Convention refugee abroad class: eligibility criteria
This section contains policy, procedures and guidance used by Immigration, Refugees and Citizenship Canada staff. It is posted on the Department’s website as a courtesy to stakeholders.
- must meet the Convention refugee definition (A96);
- must be outside Canada; and
- must have no reasonable prospect, within a reasonable period, of another durable solution, namely :
- voluntary repatriation or resettlement in their country of nationality or habitual residence;
- resettlement in their country of asylum; or
- resettlement to a third country.
Note: Applicants under this class must either be referred by the Office of the United Nations High Commissioner for Refugees (UNHCR), by another referral organization or by a private sponsor.
How to determine eligibility for the Convention refugee abroad class
The officer should follow the steps outlined to determine if the applicant meets the eligibility criteria for this class.
- Step 1
The applicant must satisfy each eligibility criteria of this class to be eligible for their application to be processed under it.
Note: Refer to the definition of “Convention refugee” and the above-mentioned eligibility requirements.

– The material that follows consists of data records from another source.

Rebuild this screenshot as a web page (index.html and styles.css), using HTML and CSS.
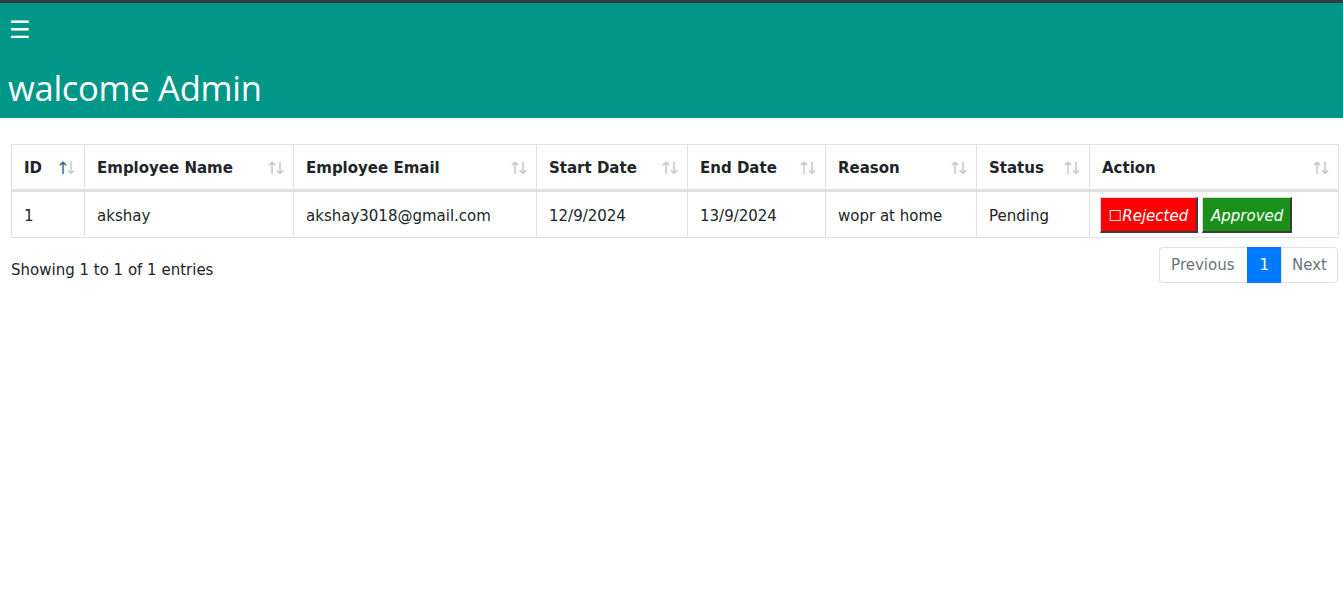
FILE: index.html
```html
<!DOCTYPE html>
<html>
<head>
<meta charset="utf-8">
<link rel="stylesheet" href="styles.css">
</head>
<body>
<div class="topline"></div>
<header class="header">
  <div class="burger">☰</div>
  <h1 class="title">walcome Admin</h1>
</header>
<main class="content">
  <table class="tbl">
    <colgroup>
      <col class="c-id"><col class="c-name"><col class="c-email"><col class="c-start"><col class="c-end"><col class="c-reason"><col class="c-status"><col class="c-action">
    </colgroup>
    <thead>
      <tr>
        <th class="sort asc">ID</th>
        <th class="sort">Employee Name</th>
        <th class="sort">Employee Email</th>
        <th class="sort">Start Date</th>
        <th class="sort">End Date</th>
        <th class="sort">Reason</th>
        <th class="sort">Status</th>
        <th class="sort">Action</th>
      </tr>
    </thead>
    <tbody>
      <tr>
        <td>1</td>
        <td>akshay</td>
        <td>akshay3018@gmail.com</td>
        <td>12/9/2024</td>
        <td>13/9/2024</td>
        <td>wopr at home</td>
        <td>Pending</td>
        <td class="actions"><button class="btn btn-red">☐Rejected</button><button class="btn btn-green">Approved</button></td>
      </tr>
    </tbody>
  </table>
  <div class="footer-row">
    <div class="info">Showing 1 to 1 of 1 entries</div>
    <ul class="pager">
      <li class="pg disabled">Previous</li>
      <li class="pg active">1</li>
      <li class="pg disabled last">Next</li>
    </ul>
  </div>
</main>
</body>
</html>
```

FILE: styles.css
```css
* { box-sizing: border-box; }
html, body { margin: 0; padding: 0; background: #fff; }
body { font-family: "DejaVu Sans", Verdana, sans-serif; font-size: 15px; color: #212529; }

.topline { height: 3px; background: #343a40; }
.header { background: #009688; height: 115px; color: #fff; padding: 0 8px; display: flex; flex-direction: column; }
.burger { font-family: "DejaVu Sans", sans-serif; font-size: 24px; line-height: 24px; margin-top: 15px; margin-left: 1px; }
.title { margin: 0; margin-top: 24px; font-family: "Open Sans", "Noto Sans", sans-serif; font-weight: 400; font-size: 34.6px; line-height: 44px; letter-spacing: -0.3px; }

.content { padding: 26px 5px 0 11px; }
.tbl { width: 1327px; border-collapse: collapse; table-layout: fixed; }
.c-id { width: 73px; } .c-name { width: 209px; } .c-email { width: 243px; } .c-start { width: 151px; }
.c-end { width: 138px; } .c-reason { width: 151px; } .c-status { width: 113px; } .c-action { width: 249px; }
.tbl th, .tbl td { border: 1px solid #dee2e6; padding: 11px 12px; line-height: 22px; text-align: left; vertical-align: middle; white-space: nowrap; }
.tbl th { font-weight: bold; border-bottom: 3px solid #dee2e6; padding-top: 12px; padding-bottom: 10px; position: relative; padding-right: 30px; }
.tbl td { padding-top: 13px; padding-bottom: 10px; }
.sort::before, .sort::after { position: absolute; top: 11px; font-weight: normal; font-size: 17px; line-height: 24px; color: #212529; opacity: 0.25; }
.sort::before { content: "↑"; right: 14px; }
.sort::after { content: "↓"; right: 6px; }
.sort.asc::before { opacity: 1; color: #3a6b8a; }
.tbl td.actions { padding: 4px 10px 4px 10px; }
.btn { font-family: "DejaVu Sans", sans-serif; font-style: italic; font-size: 15px; color: #fff; height: 36px; padding: 3px 8px 0; border-style: solid; border-width: 1px 2px 2px 1px; border-color: #d8d8d8 #3c3c3c #3c3c3c #d8d8d8; vertical-align: middle; margin-right: 4px; }
.btn-red { background: #ff0000; width: 98px; padding: 3px 6px 0; }
.btn-green { background: #1a8f1a; width: 90px; }

.footer-row { display: flex; justify-content: space-between; align-items: center; margin-top: 9px; }
.info { font-size: 15px; padding-top: 10px; }
.pager { list-style: none; margin: 0; padding: 0; display: flex; }
.pg { height: 36px; line-height: 34px; border: 1px solid #dee2e6; border-right: none; padding: 0 12px; color: #6c757d; font-size: 15px; }
.pg:first-child { border-radius: 4px 0 0 4px; padding: 0 12px 0 11px; }
.pg.active { padding: 0 12px; }
.pg.last { border-right: 1px solid #dee2e6; border-radius: 0 4px 4px 0; padding: 0 10px 0 10px; }
.pg.active { background: #007bff; border-color: #007bff; color: #fff; }
```
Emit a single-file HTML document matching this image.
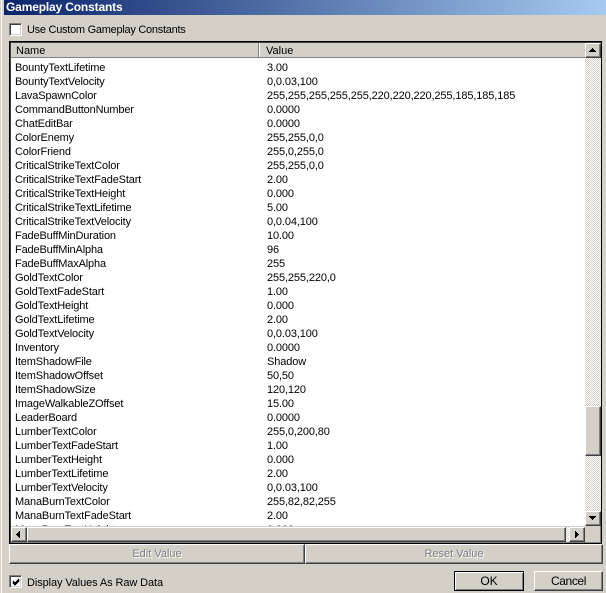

The definition of “Convention refugee” is forward-looking. It follows, therefore, that the fear of persecution is to be assessed at the time of the examination of the refugee application.
- Step 2
The officer must decide if the applicant has a “well-founded fear of persecution” after assessing the reasons provided by the applicant. A decision is made on whether an applicant:
- was persecuted; or
- has a well-founded fear of persecution.
The applicant must establish that the fear is reasonable. In other words, they must establish that their fear of persecution has a valid basis. Refugees may have more than one ground of persecution and it is the duty of the officer, not the applicant, to identify the reasons for the persecution.
Note: Actual persecution need not have taken place. The officer must determine that there is a serious possibility or reasonable chance that the applicant has a well-founded fear of persecution.
This information of persecution may or may not be documented. The officer will need to take into account:
- the applicant’s credibility;
- their own knowledge of country conditions in the applicant’s country of origin and country of asylum, and available resource material;
- a decision by the UNHCR or a signatory country with regard to the applicant’s refugee status, if applicable;
Note: Although officers are not obliged to follow the designation of an applicant as a refugee by either UNHCR or the host country, officers must give regard to this designation. If the officer, after review, still decides that the applicant is not eligible, the officer should explain in case notes why they do not concur with the decision of UNHCR or the host country.
- the reason the applicant is outside their country of nationality or former habitual residence; and
- whether the applicant’s departure from their home country poses a risk and if departure in and of itself may be illegal.
“Unable” or “unwilling”:
“Unable” refers to persons who cannot avail themselves to protection from their own governments. “Unwilling” refers to persons who refuse the protection of the country of their nationality. If the country of origin is unwilling or unable to provide protection from persecution (whether the inability is despite the best efforts of a weak state or on account of a total failure of the state), then the victim will fear persecution in case of return and, therefore, has good reason to be unwilling to avail themself of the protection of that country.
- Step 3
Review other sources, namely:
- the provisions of international agreements and covenants to which Canada is signatory, such as the Convention against Torture and the Convention on the Rights of the Child; and
- the UNHCR’s Handbook on Procedures and Criteria for Determining Refugee Status and the UNHCR Resettlement Handbook.
- Step 4
If the principal applicant does not qualify as a member of the Convention refugee abroad class, the officer must assess the eligibility and admissibility of the spouse or common-law partner and of any family members. Where any one family member qualifies, that status applies to all other family members. If the applicant and family members are not eligible under the Convention refugee abroad class, the officer must still assess all of them under the country of asylum class. It is important to note, however, that applicants under the country of asylum class must be self-sufficient or have a private sponsor in order to be eligible for resettlement to Canada under R139(1)(f). If no one in the family qualifies for either class, the officer must refuse the application.